Inbox: Will Cards call up Minor Leaguers?

Beat reporter Jenifer Langosch answers questions from St. Louis fans

Inbox: Will Cards call up Minor Leaguers?

HOUSTON -- With 42 games left on the Cardinals' schedule and a Wild Card berth up for grabs, it seems like a good time to tackle another batch of your questions. I plucked some questions off Twitter; others were emailed to me. Just remember to kindly submit your name and hometown along with your question when sending one in the future.

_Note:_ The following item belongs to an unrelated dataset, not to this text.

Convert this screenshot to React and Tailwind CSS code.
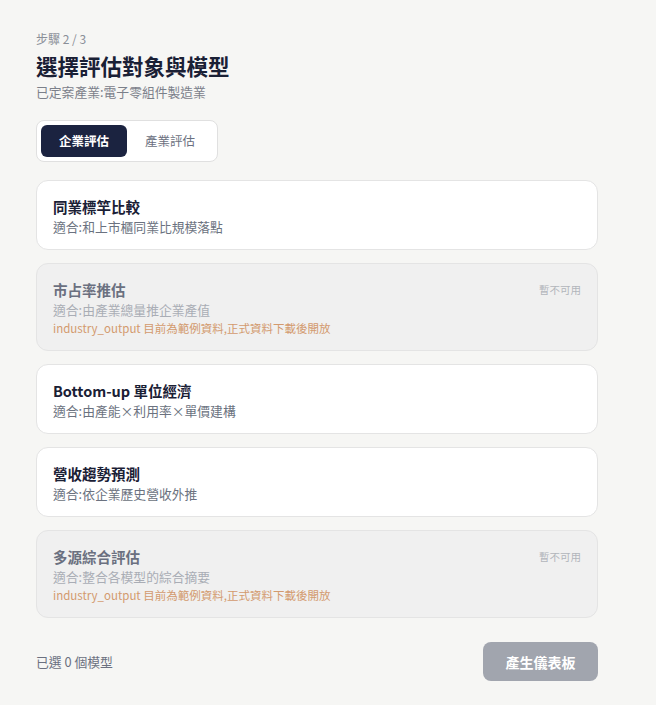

Are there any potential September callups who are not currently on the 40-man roster? Ryan Sherriff? Harrison Bader? And will we see Mike Ohlman, Carson Kelly or Patrick Wisdom on the roster in September?
-- Curry S., Abilene, Kan.

The Cardinals are already in a 40-man roster crunch, so I don't expect any other players to be added before the end of the year. The organization's September additions are likely to be mostly from the disabled list. Players like Aledmys Diaz, Brayan Pena, Trevor Rosenthal and Matt Adams hope to be back next month. Matt Holliday, Michael Wacha, Jordan Walden and Lance Lynn could rehab quickly enough to be options as well. As far as Minor League callups are concerned, they could well be limited to relievers like Miguel Socolovich and Dean Kiekhefer.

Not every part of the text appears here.